UK & US Economic Update – 02 October 2014
UK economy appears to falter in September; quashes case for a 2014 interest rate increase
The UK recovery appeared to lose its step during September according to a volley of economic data released this week. In addition to the shaky economic picture on this side of the Atlantic, US industrial data also placed the North American recovery under the spotlight when a number of midweek releases underperformed against expectations.
In detail, both UK manufacturing and services PMI’s missed expectations by a considerable distance to the downside. This was as manufacturing activity fell to its lowest level for 2014 while conditions within the services industry also deteriorated.
Given the relative size of both industries in the UK, a significant out-performance in construction numbers on Thursday went overlooked as investors focused instead on the dissipating argument for an early (2014) interest rate rise from the MPC at the Bank of England.
In addition to dispensing with any notion among investors of an early increase in rates, the week’s data also helped to deepen the correction in sterling, which fell close to a 12 month low against the US dollar.
This was while shaky economic data emerging from the US during opening stages of the week, combined with relative disappointment of investors over another perceived lack of action from the ECB , saw developed market equities heading toward another week of losses by Friday morning.
US payrolls and employment numbers pull equity markets back from the brink
After spending much of the week in decline, global equities pared losses on Friday afternoon as better than expected US payrolls and employment figures hit the market.
In detail, Non-farm payrolls came in considerably above estimates with 248,000 new jobs added during September as opposed to the 216,000 forecast. This was while August’s poorer than expected figure of 142,000 was also revised higher to 180,000.
The payrolls release preceded another sharper than expected decline in the unemployment rate which fell from 6.1%, down to 5.9% during the month; marking its lowest level since 2007.
In addition to the better employment numbers, trade balance data also highlighted a brightening outlook for the US economy. This was as the value of exports increased on both a MoM (Month on Month) basis as well as a YoY (Year on Year) basis, while a smaller positive increase in the value of imports led the overall trade deficit to narrow.

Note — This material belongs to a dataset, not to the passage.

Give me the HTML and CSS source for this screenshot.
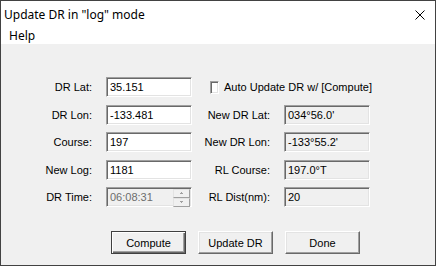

All in all, Friday’s US data served to dismiss earlier notions that the economic recovery may be beginning to slow. On the contrary, an aerial view of recent releases suggests that the US economy has continued to recover during late Q2 and through Q3 at a faster pace than many had previously expected.
While this does little to change our view that the FOMC will be likely to remain cautious by holding off until at least Q2 2015 before raising rates, the week’s data does increase the volume of the argument that when the Fed does eventually move it could be forced to tighten policy much faster than many currently anticipate.
Having said this the same data does not act as an automatic trigger for a rate increase and going further; we believe that inflation will be a more important factor in the making of monetary policy over the months ahead than employment and unemployment indicators.